The new results do not account for the μ ≈ 2 LW movement characteristics of microzooplankton, honeybees, fruitflies and many marine predators (Bartumeus et al. 2003; Reynolds & Frye 2007; Reynolds et al. 2007a,b, 2009; Sims et al. 2008) that have been attributed to optimal searching. Nonetheless, the findings do suggest that LW movement patterns are ubiquitous because they are an inevitable by-product of autocorrelation. Autocorrelation must be present in all movements but is not captured in discrete CRW modelling. Autocorrelation has been quantified in cell motility studies (see Selmeczi et al. 2005 and references therein) but until recently it has received scant attention in the literature on the movement patterns in ‘higher’ animals. A notable exception to this is the analysis by Johnson et al. (2008) of harbour seal (P. vitulina) and northern fur seal (C. ursinus) telemetry data. Johnson et al. (2008) reported that autocorrelation timescales are several hours long. LW movement patterns on these scales should be evident but have not been reported on. LW movement patterns with μ = 1.25 (1.07, 1.43, 95% CI) and so consistent with model expectations have, however, been found in grey seals (Halichoerus grypus; Edwards 2008).
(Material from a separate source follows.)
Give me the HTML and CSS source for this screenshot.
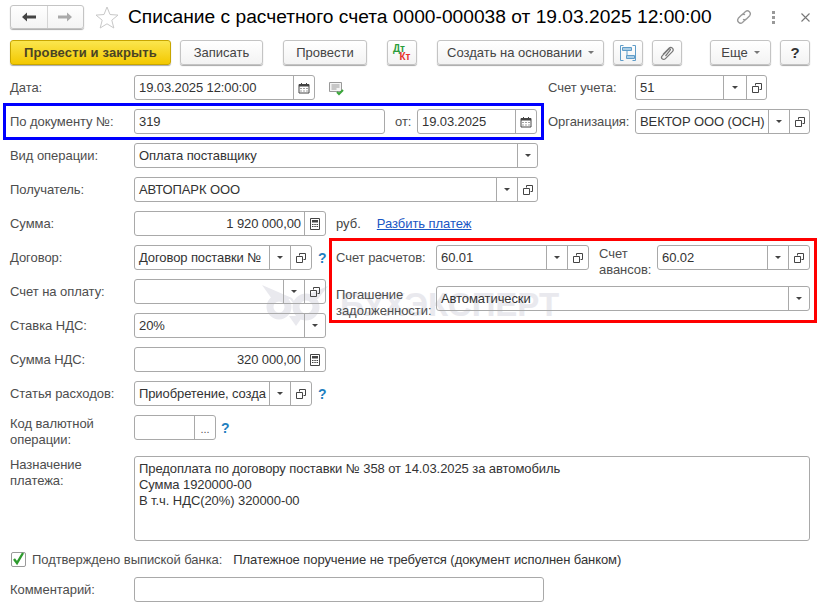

The fact that LW movement patterns have not so far been uncovered in movement data well described by CRW models can be attributed, at least in part, to the data analysis techniques that tend to mask behavioural intermittency (i.e. turns and bouts of relatively straight-line motion) that is indicative of LW movement patterns (Bartumeus 2009). Recent observations (Mashanova et al. 2010) of the movement patterns of black bean aphids (Aphis fabae) are an exception to this and may provide the first empirical evidence for the synthesis of CRW and LW characteristics. Mashanova et al. (2010) reported that the movement patterns of starved aphids are nearly ballistic at short times and nearly Brownian at long times. This is consistent with a continuous-time CRW. Mashanova et al. (2010) also reported that the durations of ‘fast phases’ during which speed remains continually above a threshold value were distributed according to a truncated power law. Such a truncated power-law distribution was uncovered by Wang & Uhlenbeck (1945) in their analysis of the Langevin equation and underlies the occurrence of LW movement patterns reported on here.

It is hoped that the present study will change the nature and tone of the debate about whether CRW models of animal movement patterns are more or less realistic than LW models.